Sunday, May 11th, 2014

Another one of the blessings of Steve’s cardiac bypass surgery was the timing of it. Although his surgery was only three weeks ago, Steve was recovered enough to be able to go to our son’s graduation last week; the first of the three graduations happening for our family this May.

Ethan gets his diploma from the DLI. Even in formal dress uniform, he’s not immune to teasing from his sister. Jennifer especially liked his kicky beret.

On Thursday, we packed Steve, his pain meds and pillow and drove to Monterey for Ethan’s graduation ceremony from the Defense Language Institute (DLIFLC is the full acronym). The DLI is a pretty cool place because it is where every branch of the military sends their soldiers for language training; it doesn’t matter what rank you are, if you need to learn a language to do your job in the military, the DLI is where you are sent. Privates, lieutenants, Green Berets, sailors, Marine Special Ops, airmen…they are all there.

The length of time that a service member spends at the DLI is determined by the language they are learning. French and German are six month programs; Korean which Ethan was studying is an 18 month program. Eight hours a day of Korean in a class of about eight students…passing the proficiency test is as much a victory in overcoming the tedium of the program as it is in mastering the language.

As he told me at lunch after graduation: can he speak Korean? He’s not entirely sure. Can he run an academic marathon that at times seemed designed to suck the life out of him? That, he is absolutely sure he can do.

We are very proud of him.


Bypassing time together

Sunday, May 4th, 2014

We feel so blessed that that in the two weeks since Steve’s bypass surgery, there was never a crisis. We didn’t encounter any dramatic moments where we felt like we were in a Grey’s Anatomy episode – when things suddenly take a very scary turn and life hangs in the balance.

No, thank goodness. Steve’s recovery is just a slow progression toward less pain and more energy.

I’m sure if Steve’s post-op experience had been traumatic, I would feel differently – but as odd as this sounds, I’m going to look back on his heart surgery with a certain amount of fondness. Not that I ever want him to go through a repeat performance. One triple bypass per customer is quite enough.

So why am I getting all nostalgic about Steve’s surgery, when pre-op, I was pretty darn anxious about the whole thing?

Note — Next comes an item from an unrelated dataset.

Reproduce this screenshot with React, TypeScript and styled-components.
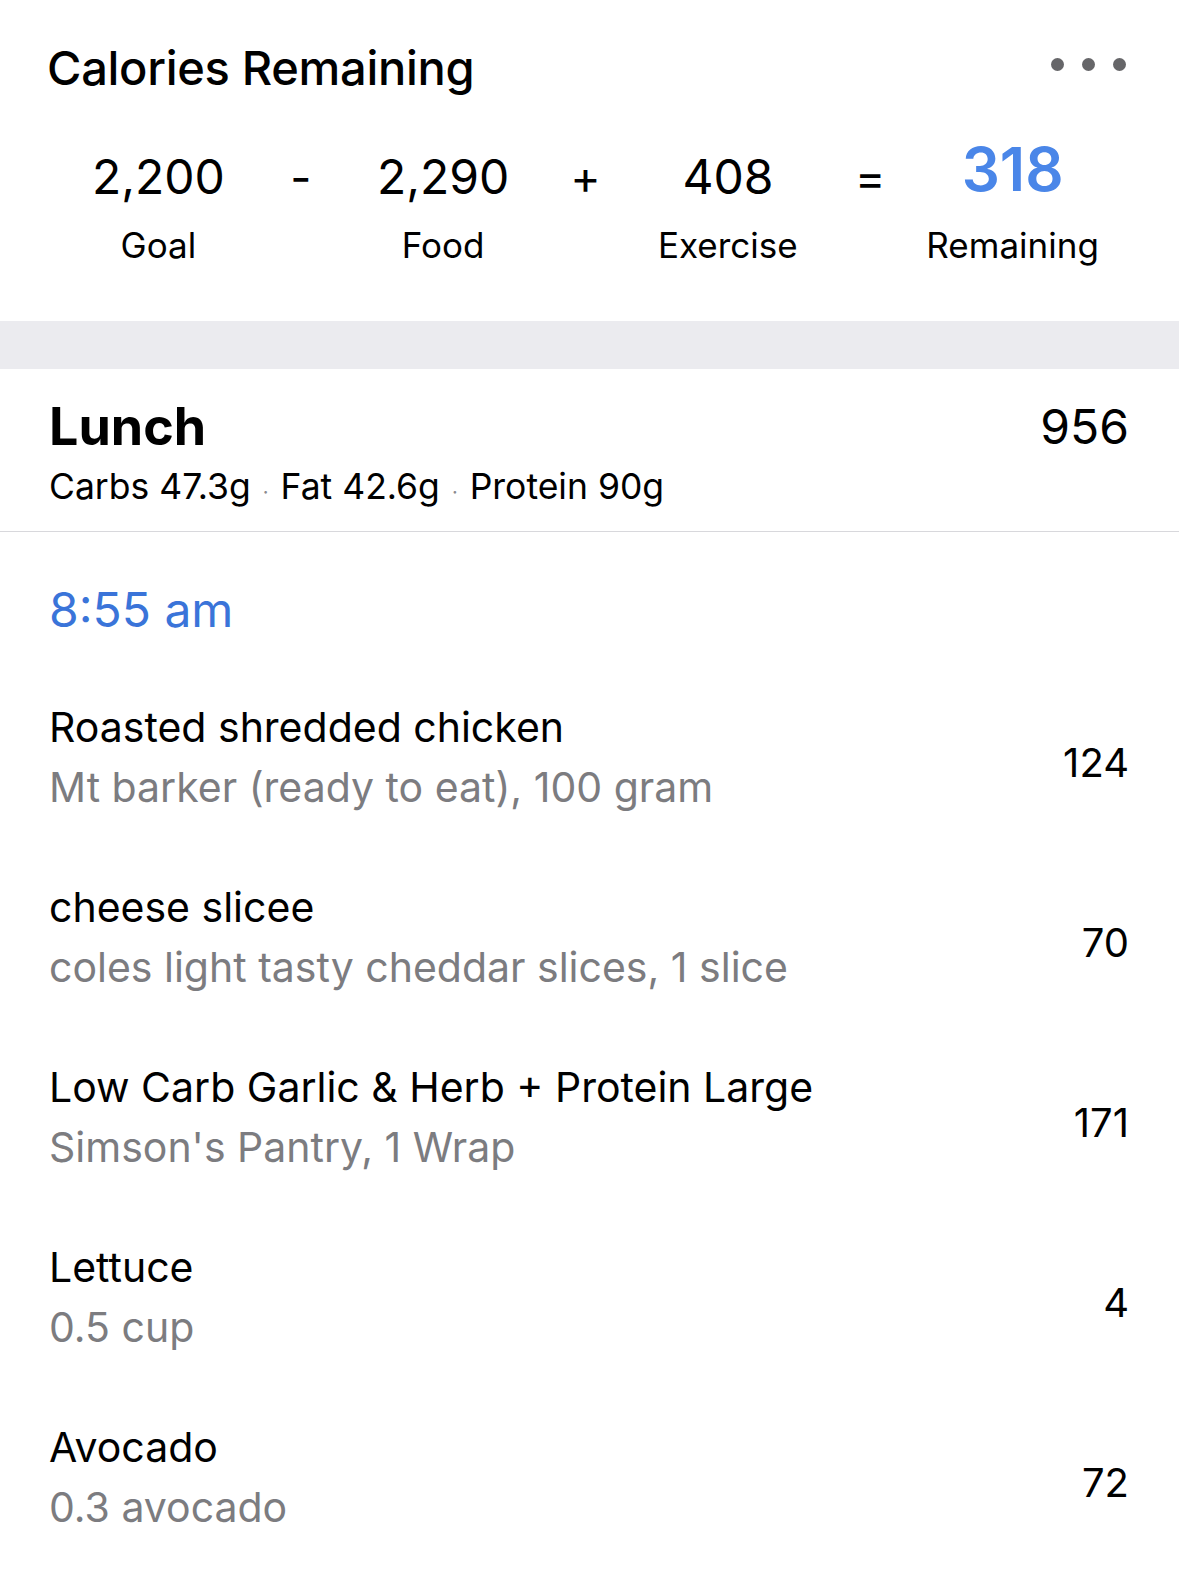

Steve came home from the hospital on Tuesday, April 22, and I took the rest of the week off to be with him. The next five days were like a gift. Unlike typical weekends, that are jam-packed with errands and chores, my only task was to be with him. It would be giving me too much credit to call me a caregiver. Spending time with him and occasionally getting him something to eat or drink was so much easier and less demanding than my day usually is, that it was like a vacation.

I felt so much freedom knowing that what I needed to be doing during those days was just be with him. And the great thing is, it wasn’t like being with someone who is really sick and the anxiety that comes from watching their temperature moment by moment. Steve was weak but he wasn’t sick. He was uncomfortable but not in excruciating pain so he could be himself.  We sat on the couch and talked – we talked about the kids, food, redecorating, Syria, what is the difference between CYMK and RGB… our conversation rambled far and wide.

We have joked that we probably haven’t spent that much uninterrupted time together since our honeymoon 30 years ago.

Before Steve came home, a friend who has been through numerous health issues and knows whereof she speaks, gave me the advice to enjoy this precious time. When she told me that, I didn’t understand what she meant. I do now.

Now the challenge is how to recreate that kind of precious time without one of us spending three days in the ICU. We will work on that.